(I wrote this several years ago but today—the day before Father’s Day, seemed like a good time to post it. Thanks to Paula Morrel and the good people at Tales from the South for allowing me to share it on their program and including it in their book, Tales from the South: Volume 2).
It is the 10th of August, 1994. I have just taken over for my two brothers who stayed with Dad during the night. The sun is shining, the dew is evaporating, and it is shaping up to be another hot August day in Alabama. I am watching “In The Heat Of The Night” when my wife comes into Dad’s bedroom. She stands behind my chair and I stretch my arms out behind my head to hug her. She notices that Dad’s breathing has stopped. I’m not alarmed because he has done this before and after a few seconds he will begin a pattern of rhythmic breathing. This time it is different though. He doesn’t begin breathing and goose bumps cover his neck and shoulders. He is losing color. I tell my wife to turn off the television and get Mom and my sister.
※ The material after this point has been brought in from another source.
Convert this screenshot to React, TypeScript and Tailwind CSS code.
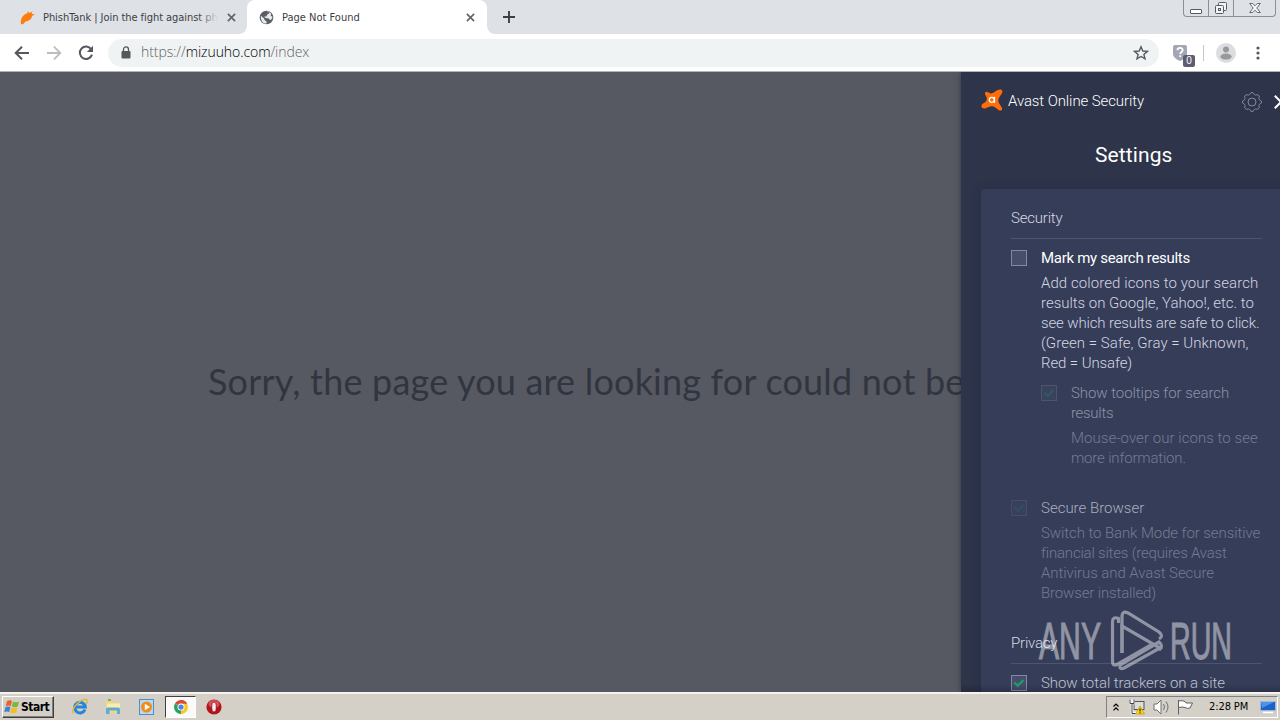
import type { ReactNode } from "react";
import clsx from "clsx";

type CheckboxProps = {
  checked?: boolean;
  className?: string;
};

function Checkbox({ checked, className }: CheckboxProps) {
  return (
    <span
      className={clsx(
        "mt-0.5 flex h-4 w-4 shrink-0 items-center justify-center border border-[#8289a0] bg-[#454e6b]",
        className
      )}
    >
      {checked && (
        <svg viewBox="0 0 12 12" className="h-3 w-3" fill="none" stroke="#1f9f68" strokeWidth="2.4">
          <path d="M1.5 5.5 L4.8 8.8 L10.5 3" />
        </svg>
      )}
    </span>
  );
}

function Lines({ lines, className }: { lines: [string, string][]; className?: string }) {
  return (
    <div className={clsx("text-[15px] leading-5 whitespace-nowrap", className)}>
      {lines.map(([text, tracking]) => (
        <p key={text} className={tracking}>
          {text}
        </p>
      ))}
    </div>
  );
}

function CloseIcon() {
  return (
    <svg viewBox="0 0 10 10" className="h-[9px] w-[9px] shrink-0" stroke="#5f6368" strokeWidth="1.8">
      <path d="M1 1 L9 9 M9 1 L1 9" />
    </svg>
  );
}

function GlobeIcon() {
  return (
    <svg viewBox="0 0 16 16" className="h-[15px] w-[15px] shrink-0">
      <circle cx="8" cy="8" r="7.3" fill="#5a5e63" />
      <path d="M2 6 L5.5 9 L6 11 L8 12 L8 14.5 C4 14.5 1.5 11 2 6 Z" fill="#e8eaed" />
      <path d="M8 2 L11 2.3 L10.5 4 L8.5 5 L8 7 L5.5 7 L7 8.5 L10.5 9 L12 11 L14 9 L14.3 7 L12.5 6.5 L13 4 L10 1.6 Z" fill="#e8eaed" />
    </svg>
  );
}

function TabStrip() {
  return (
    <div className="relative flex h-[34px] bg-[#dee1e6] font-['DejaVu_Sans_Condensed','DejaVu_Sans',sans-serif] text-[11px] text-[#3c4043]">
      <div className="flex w-[247px] items-center pl-5">
        <svg viewBox="0 0 16 16" className="h-4 w-4 shrink-0">
          <path d="M1 15 C0 10 3 5.5 7 4.5 L8 2 L9 4 L12.5 2.5 L11.5 5 L15 5 L12 7 C12 11 7 12 5 13 C3.5 15.5 2 15.5 1 15 Z" fill="#ff7d0d" />
        </svg>
        <div className="relative top-px ml-[7px] w-[175px] overflow-hidden tracking-[-0.06px] whitespace-nowrap">
          PhishTank | Join the fight against ph
          <span className="absolute inset-y-0 right-0 w-5 bg-gradient-to-r from-transparent to-[#dee1e6]" />
        </div>
        <div className="ml-[9px]">
          <CloseIcon />
        </div>
      </div>
      <div className="relative flex w-[240px] items-center rounded-t-lg bg-white pl-3">
        <svg viewBox="0 0 8 8" className="absolute bottom-0 -left-2 h-2 w-2">
          <path d="M8 0 V8 H0 A8 8 0 0 0 8 0" fill="#fff" />
        </svg>
        <svg viewBox="0 0 8 8" className="absolute -right-2 bottom-0 h-2 w-2">
          <path d="M0 0 V8 H8 A8 8 0 0 1 0 0" fill="#fff" />
        </svg>
        <GlobeIcon />
        <span className="relative top-px ml-2 w-[184px] tracking-[0px]">Page Not Found</span>
        <CloseIcon />
      </div>
      <svg viewBox="0 0 12 12" className="mt-[11px] ml-4 h-3 w-3" stroke="#3c4043" strokeWidth="1.9">
        <path d="M6 0 V12 M0 6 H12" />
      </svg>
      <div className="absolute top-0 right-[4px] flex h-[17px] w-[93px] rounded-b border border-t-0 border-[#8a8f99]">
        <div className="flex w-[25px] justify-center border-r border-[#8a8f99]">
          <span className="mt-[9px] h-[5px] w-3 rounded-[1px] border border-[#555b66] bg-white" />
        </div>
        <div className="flex w-[25px] justify-center border-r border-[#8a8f99]">
          <svg viewBox="0 0 14 13" className="mt-[2px] h-[13px] w-3.5" fill="#f2f3f5" stroke="#555b66">
            <rect x="4.5" y="0.5" width="8" height="8" rx="1" />
            <rect x="1.5" y="3.5" width="8" height="8" rx="1" />
            <rect x="4.5" y="6.5" width="2" height="2" />
          </svg>
        </div>
        <div className="flex flex-1 justify-center">
          <svg viewBox="0 0 12 10" className="mt-[3px] h-2.5 w-3" fill="#f5f6f7" stroke="#555b66" strokeWidth="0.9">
            <path d="M0.7 0.5 H3.7 L6 2.8 L8.3 0.5 H11.3 L7.8 5 L11.3 9.5 H8.3 L6 7.2 L3.7 9.5 H0.7 L4.2 5 Z" />
          </svg>
        </div>
      </div>
    </div>
  );
}

function Toolbar() {
  return (
    <div className="flex h-[38px] items-center border-b border-[#aeb4b8] bg-white pl-[14px]">
      <svg viewBox="0 0 16 16" className="h-4 w-4" fill="none" stroke="#55595e" strokeWidth="2">
        <path d="M15 8 H2 M8 1.7 L1.7 8 L8 14.3" />
      </svg>
      <svg viewBox="0 0 16 16" className="ml-4 h-4 w-4" fill="none" stroke="#babcbe" strokeWidth="1.8">
        <path d="M1 8 H14 M8 1.7 L14.3 8 L8 14.3" />
      </svg>
      <svg viewBox="0 0 16 16" className="ml-4 h-4 w-4" fill="none" stroke="#55595e" strokeWidth="2">
        <path d="M13.2 4.2 A6.2 6.2 0 1 0 14 9.6" />
        <path d="M15 0.8 V7 H8.8 Z" fill="#55595e" stroke="none" />
      </svg>
      <div className="ml-[14px] flex h-7 w-[1051px] items-center rounded-full bg-[#f0f3f4] pl-[13px]">
        <svg viewBox="0 0 10 13" className="h-[13px] w-2.5">
          <rect x="0.5" y="5" width="9" height="7.5" rx="1" fill="#55595e" />
          <path d="M2.5 5.5 V3.4 A2.5 2.5 0 0 1 7.5 3.4 V5.5" fill="none" stroke="#55595e" strokeWidth="1.3" />
        </svg>
        <span className="relative -top-px ml-[10px] font-['Open_Sans',sans-serif] text-sm font-light tracking-[-0.08px] text-[#5f6368]">
          https://<span className="text-black">mizuuho.com</span>/index
        </span>
        <svg viewBox="0 0 16 16" className="mr-[10px] ml-auto h-4 w-4" fill="none" stroke="#55595e" strokeWidth="1.4">
          <path d="M8 1.8 L9.8 6 L14.4 6.4 L10.9 9.4 L12 13.9 L8 11.5 L4 13.9 L5.1 9.4 L1.6 6.4 L6.2 6 Z" />
        </svg>
      </div>
      <div className="relative ml-[14px] h-5 w-[22px]">
        <svg viewBox="0 0 14 16" className="mt-0.5 h-4 w-3.5">
          <path d="M2 0 H12 Q14 0 14 2 V9 Q14 13 7 16 Q0 13 0 9 V2 Q0 0 2 0" fill="#a3a7b3" />
          <path d="M4.5 5.3 C4.5 2.2 9.7 2.2 9.7 5.2 C9.7 7 7.2 7 7.2 9 M7.2 10.3 V12" fill="none" stroke="#fff" strokeWidth="1.8" />
        </svg>
        <span className="absolute top-3 left-[10px] flex h-3 w-3 items-center justify-center rounded-[2px] bg-[#5c5d70] font-['Liberation_Sans',sans-serif] text-[10px] text-white">
          0
        </span>
      </div>
      <span className="ml-2 h-4 w-px bg-[#c4c7cb]" />
      <svg viewBox="0 0 20 20" className="ml-3 h-5 w-5">
        <circle cx="10" cy="10" r="10" fill="#dcdddf" />
        <circle cx="10" cy="6.5" r="3" fill="#97999c" />
        <ellipse cx="10" cy="13.6" rx="5.6" ry="3" fill="#97999c" />
      </svg>
      <svg viewBox="0 0 4 14" className="ml-5 h-3.5 w-1" fill="#55595e">
        <circle cx="2" cy="2" r="1.6" />
        <circle cx="2" cy="7" r="1.6" />
        <circle cx="2" cy="12" r="1.6" />
      </svg>
    </div>
  );
}

function Section({ title, children, className }: { title: string; children: ReactNode; className?: string }) {
  return (
    <section className={className}>
      <h2 className="h-[31px] w-[251px] border-b border-[#4b5470] text-[15px] leading-5 tracking-[-0.2px] text-[#d6d9e3]">
        {title}
      </h2>
      {children}
    </section>
  );
}

function AvastPanel() {
  return (
    <aside className="absolute inset-y-0 left-[961px] w-[340px] bg-[#2e3449] font-[Roboto,sans-serif] font-light shadow-[0_0_6px_rgba(30,34,50,0.6)]">
      <header className="flex h-[58px] items-center pl-5">
        <svg viewBox="0 0 22 22" className="mb-0.5 h-[22px] w-[22px]">
          <path
            d="M4.2 3.6 C5 2.4 6.4 2.6 7.6 3.6 C9.2 4.9 11.5 4.6 13.6 3 C15.6 1.4 17.6 0.2 19.8 0.5 C21.6 0.9 21.8 3 20.8 4.6 C19.2 7.2 17.2 9 17.4 12 C17.6 14.8 20 16.4 21 19 C21.6 21.2 20 22.2 18 21.2 C15.8 20.2 15 18 12.2 17.4 C9.4 16.8 7 18.4 4.8 19.2 C2.4 20 0.2 18.8 0.4 17 C0.6 14.8 3.2 14.4 4.8 12.6 C6.4 10.8 6 8.6 4.8 6.8 C4 5.6 3.6 4.6 4.2 3.6 Z"
            fill="#ff6c0a"
          />
          <circle cx="10.8" cy="10.8" r="2.5" fill="none" stroke="#fff" strokeWidth="1.3" />
          <path d="M13.5 7.8 V13.9" stroke="#fff" strokeWidth="1.3" />
        </svg>
        <span className="ml-[5px] w-[234px] text-[15px] tracking-[-0.1px] text-white">Avast Online Security</span>
        <svg viewBox="0 0 20 20" className="mt-px h-5 w-5" fill="none" stroke="#868b9c" strokeWidth="1">
          <path d="M7.6 2.6 L9 0.6 H11 L12.4 2.6 L13.4 3.1 L15.8 2.7 L17.3 4.2 L16.9 6.6 L17.3 7.6 L19.4 9 V11 L17.3 12.4 L16.9 13.4 L17.3 15.8 L15.8 17.3 L13.4 16.9 L12.4 17.4 L11 19.4 H9 L7.6 17.4 L6.6 16.9 L4.2 17.3 L2.7 15.8 L3.1 13.4 L2.7 12.4 L0.6 11 V9 L2.7 7.6 L3.1 6.6 L2.7 4.2 L4.2 2.7 L6.6 3.1 Z" strokeLinejoin="round" />
          <circle cx="10" cy="10" r="4" />
        </svg>
        <svg viewBox="0 0 14 14" className="mt-0.5 ml-3 h-3.5 w-3.5" stroke="#fff" strokeWidth="2">
          <path d="M0.8 0.8 L13.2 13.2 M13.2 0.8 L0.8 13.2" />
        </svg>
      </header>
      <h1 className="mt-[11px] pl-[134px] text-[21px] leading-7 font-normal tracking-[0.1px] text-white">Settings</h1>
      <div className="mt-5 ml-5 h-[560px] rounded-tl bg-[#363d59] pt-[19px] pl-[30px] shadow-[0_0_8px_rgba(32,40,68,0.5)]">
        <Section title="Security">
          <div className="mt-[9px] flex gap-[14px]">
            <Checkbox />
            <div>
              <Lines className="font-normal text-white" lines={[["Mark my search results", "tracking-[-0.3px]"]]} />
              <Lines
                className="mt-[5px] text-[#d3d6e0]"
                lines={[
                  ["Add colored icons to your search", "tracking-[0.08px]"],
                  ["results on Google, Yahoo!, etc. to", "tracking-[-0.02px]"],
                  ["see which results are safe to click.", "tracking-[-0.14px]"],
                  ["(Green = Safe, Gray = Unknown,", "tracking-[0.06px]"],
                  ["Red = Unsafe)", "tracking-[-0.1px]"],
                ]}
              />
              <div className="mt-[10px] flex gap-[14px]">
                <Checkbox checked className="opacity-30" />
                <div>
                  <Lines
                    className="text-[#8d93a6]"
                    lines={[
                      ["Show tooltips for search", "tracking-[-0.06px]"],
                      ["results", "tracking-[-0.3px]"],
                    ]}
                  />
                  <Lines
                    className="mt-[5px] text-[#747b92]"
                    lines={[
                      ["Mouse-over our icons to see", "tracking-[0.05px]"],
                      ["more information.", "tracking-[-0.18px]"],
                    ]}
                  />
                </div>
              </div>
            </div>
          </div>
          <div className="mt-[30px] flex gap-[14px]">
            <Checkbox checked className="opacity-20" />
            <div>
              <Lines className="text-[#a9aebe]" lines={[["Secure Browser", "tracking-[0px]"]]} />
              <Lines
                className="mt-[5px] text-[#747b92]"
                lines={[
                  ["Switch to Bank Mode for sensitive", "tracking-[-0.09px]"],
                  ["financial sites (requires Avast", "tracking-[-0.2px]"],
                  ["Antivirus and Avast Secure", "tracking-[-0.07px]"],
                  ["Browser installed)", "tracking-[-0.15px]"],
                ]}
              />
            </div>
          </div>
        </Section>
        <Section title="Privacy" className="mt-[30px]">
          <div className="mt-[9px] flex gap-[14px]">
            <Checkbox checked />
            <Lines className="text-[#c1c5d3]" lines={[["Show total trackers on a site", "tracking-[-0.06px]"]]} />
          </div>
        </Section>
      </div>
    </aside>
  );
}

function Watermark() {
  return (
    <div className="absolute top-[538px] left-[1039px] flex h-[62px] w-[194px] items-center font-['Liberation_Sans',sans-serif] text-[52px] leading-none text-white opacity-45 [-webkit-text-stroke:1px_white]">
      <span className="w-[71px]">
        <span className="inline-block origin-left scale-x-[0.58]">ANY</span>
      </span>
      <svg viewBox="0 0 56 62" className="h-[62px] w-14 shrink-0" fill="none" stroke="#fff" strokeWidth="3.2">
        <path d="M8.5 13 V8.5 Q2.5 6 2.5 12 V51 Q2.5 57 8 54 L41 35" />
        <path d="M12 43 V7 Q12 0 18 3 L49 22 Q54 26 49 29" />
        <path d="M12 43 V16 L50 38 L14 58 Q9 60 10 55 L49 32 Q54 36 49 40" />
      </svg>
      <span className="ml-[4px] w-[64px]">
        <span className="inline-block origin-left scale-x-[0.55]">RUN</span>
      </span>
    </div>
  );
}

function WindowsFlag() {
  return (
    <svg viewBox="0 0 16 16" className="h-4 w-4">
      <path d="M3 2 Q6 0.5 8 2 L6.8 7 Q4.5 5.8 1.8 7 Z" fill="#e8622c" />
      <path d="M9 2.5 Q12 4 15 2.5 L13.8 7.5 Q11 9 7.8 7.5 Z" fill="#7cb541" />
      <path d="M1.5 8 Q4 7 6.5 8 L5.2 13 Q3 12 0.3 13 Z" fill="#3f83d0" />
      <path d="M7.5 8.5 Q10.5 10 13.5 8.5 L12.3 13.5 Q9 15 6.2 13.5 Z" fill="#f5bd24" />
    </svg>
  );
}

function Taskbar() {
  return (
    <footer className="flex h-7 items-center border-t-2 border-[#f4f3f0] bg-[#d4d0c8] pl-[2px] text-black">
      <button className="flex h-[22px] w-[52px] items-center border border-t-white border-r-[#404040] border-b-[#404040] border-l-white pl-px shadow-[inset_-1px_-1px_#808080]">
        <WindowsFlag />
        <span className="ml-px font-['DejaVu_Sans_Condensed','DejaVu_Sans',sans-serif] text-[12px] font-bold tracking-[-0.5px]">Start</span>
      </button>
      <svg viewBox="0 0 18 18" className="ml-[17px] h-[18px] w-[18px]" fill="none">
        <path d="M14 11.5 A5.3 5.3 0 1 1 14.3 8.9 H5" stroke="#2586d9" strokeWidth="3" />
        <path d="M2.5 15.5 C-1 13 7 3 13 1.5 C17.5 0.5 16.5 4.5 15 6" stroke="#e3b532" strokeWidth="1.4" />
      </svg>
      <svg viewBox="0 0 18 18" className="ml-[15px] h-[18px] w-[18px]">
        <path d="M2 3 H7 L8 4.5 H15 V15 H2 Z" fill="#eed77c" />
        <path d="M3 5.5 H16 V12 H3 Z" fill="#f8ecae" />
        <path d="M4 2 H7" stroke="#5ca54f" strokeWidth="1.5" />
        <path d="M2 16 V11 Q2 9.5 4 9.5 H14 Q16 9.5 16 11 V16 H13 V12.5 H5.5 V16 Z" fill="#62a9d6" />
      </svg>
      <svg viewBox="0 0 18 18" className="ml-4 h-[18px] w-[18px]">
        <rect x="1.5" y="1.5" width="14" height="15" fill="#b6d8f3" stroke="#4d8fcb" />
        <circle cx="8.5" cy="9" r="5.5" fill="#f38b19" />
        <path d="M6.8 5.7 V12.3 L12 9 Z" fill="#fff" />
      </svg>
      <div className="ml-[9px] flex h-[22px] w-[31px] items-center justify-center border border-t-[#404040] border-r-white border-b-white border-l-[#404040] bg-[#fafafa]">
        <svg viewBox="0 0 16 16" className="h-3.5 w-3.5">
          <path d="M8 8 L1.1 4 A8 8 0 0 1 14.9 4 Z" fill="#dc4937" />
          <path d="M8 8 L14.9 4 A8 8 0 0 1 8 16 Z" fill="#f9c827" />
          <path d="M8 8 L8 16 A8 8 0 0 1 1.1 4 Z" fill="#27a35a" />
          <path d="M8 4 H14.9 L11.5 10 Z" fill="#f9c827" />
          <path d="M8 4 H14.9 A8 8 0 0 0 8 0 Z" fill="#dc4937" />
          <circle cx="8" cy="8" r="4" fill="#fff" />
          <circle cx="8" cy="8" r="3" fill="#4a86e8" />
        </svg>
      </div>
      <svg viewBox="0 0 16 16" className="ml-[10px] h-4 w-4">
        <circle cx="8" cy="8" r="7.6" fill="#b5121b" />
        <ellipse cx="8" cy="5" rx="5.5" ry="4" fill="#d9515a" />
        <ellipse cx="8" cy="8" rx="2.3" ry="5" fill="#f3eded" stroke="#8a0a12" strokeWidth="0.8" />
      </svg>
      <div className="mr-[2px] ml-auto flex h-[22px] w-[172px] items-center border border-t-[#808080] border-r-white border-b-white border-l-[#808080]">
        <svg viewBox="0 0 6 8" className="ml-[6px] h-2 w-1.5" fill="none" stroke="#000" strokeWidth="1.2">
          <path d="M0.5 3.5 L3 1 L5.5 3.5 M0.5 7.3 L3 4.8 L5.5 7.3" />
        </svg>
        <svg viewBox="0 0 16 16" className="ml-[10px] h-4 w-4">
          <rect x="5" y="2.5" width="10" height="8" fill="#ddd" stroke="#555" />
          <path d="M1.5 0.5 V4 H4.5 V0.5 M3 4 V14 H8" fill="none" stroke="#fff" strokeWidth="2.5" />
          <path d="M1 0.5 V4.5 H5 V0.5 M3 4.5 V14.5 H8" fill="none" stroke="#444" />
          <path d="M11 7 L15.5 15 H6.5 Z" fill="#fbd70c" stroke="#b98d00" strokeWidth="0.6" />
          <path d="M11 9.5 V12.5 M11 13.3 V14.3" stroke="#000" />
        </svg>
        <svg viewBox="0 0 17 16" className="ml-2 h-4 w-[17px]" fill="#fff" stroke="#707070" strokeWidth="1">
          <path d="M1 5 H4 L8 1 V15 L4 11 H1 Z" />
          <path d="M10.5 5 Q12.5 8 10.5 11 M13 2.5 Q17 8 13 13.5" fill="none" />
        </svg>
        <svg viewBox="0 0 17 16" className="ml-[7px] h-4 w-[17px]" fill="#fff" stroke="#606060" strokeWidth="1">
          <path d="M1.5 1 V15.5 M2 2 Q5 1 8 2.5 L9 4 H15.5 L13 9 Q10 10 8 8.5 Q5 7.5 2 8.5" />
        </svg>
        <span className="ml-[15px] w-[41px] font-['DejaVu_Sans_Condensed','DejaVu_Sans',sans-serif] text-[11px] tracking-[-0.1px] whitespace-nowrap">2:28 PM</span>
        <svg viewBox="0 0 16 14" className="ml-[10px] h-3.5 w-4">
          <rect x="0.5" y="1.5" width="15" height="9" fill="#1f62c5" stroke="#9bb9df" />
          <path d="M1 2 H14 L2 8 Z" fill="#4c94e8" />
          <path d="M3 12.5 H13" stroke="#fff" strokeWidth="1.5" />
        </svg>
      </div>
    </footer>
  );
}

export default function App() {
  return (
    <div className="flex h-[720px] w-[1280px] flex-col overflow-hidden">
      <TabStrip />
      <Toolbar />
      <main className="relative flex-1 overflow-hidden bg-[#565962]">
        <p className="mt-[284px] ml-[208px] font-[Lato,sans-serif] text-[36px] leading-[50px] tracking-[0.2px] whitespace-nowrap text-[#31353f]">
          Sorry, the page you are looking for could not be
        </p>
        <AvastPanel />
        <Watermark />
        <div className="absolute right-0 bottom-0 left-[961px] h-2 bg-gradient-to-b from-transparent to-black/20" />
      </main>
      <Taskbar />
    </div>
  );
}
He had been diagnosed with cancer four years before. It was followed by the usual litany of treatments—surgery, chemotherapy, but no radiation. He had seen what it had done to his father and made the decision that some treatments weren’t worth the price they exacted. It was a quantity of life vs. quality of life decision and Dad, an aerospace engineer, analyzed it, made up his mind, and moved on. It turned out to be a good decision for him. He enjoyed good overall health despite his illness and was able to do just about anything he wanted.
It was mid-June when Mom had called and told me that the treatments were no longer effective. It was the same day that Ryne Sandberg, the all-star second baseman for the Chicago Cubs, announced his retirement. Of course, news of Sandberg’s retirement paled in comparison to that concerning my father, but it bonded to the news of Dad and formed one of those permanent connections in your mind like JFK’s assassination and whatever you were doing when you heard about it.
I had seen him in early July and then made another trip up in late July when he started to take a turn for the worse. Both he and Mom chided me for coming since such lapses were to be expected and I couldn’t take off work and come every time something happened. It turned out to be one of the smartest things I’ve ever done. I was able to spend some quality time with Dad, who by that time was on oxygen with the lines strewn throughout the house. I remember him telling me to take care of Mom. I also remember us eating what became our last supper—barbequed chicken with white sauce. I’d never been a big fan of barbecued chicken up to that time, but for some reason it tasted great that day and it has ever since. We both ate heartily. Afterwards, he sat in a chair, doubled over in discomfort—from a combination of too much food in his stomach and too much cancer in his lungs. I remember placing my hand on his back and asking if he was in a lot of pain. No, just uncomfortable. That’s all he ever said on the matter of pain, just uncomfortable. He may have told Mother something else but that was all he ever said to me. The next night, he wasn’t able to eat at all. My dad took great pleasure in simple things and eating was one of them. When he was too sick to eat, I knew things were bad.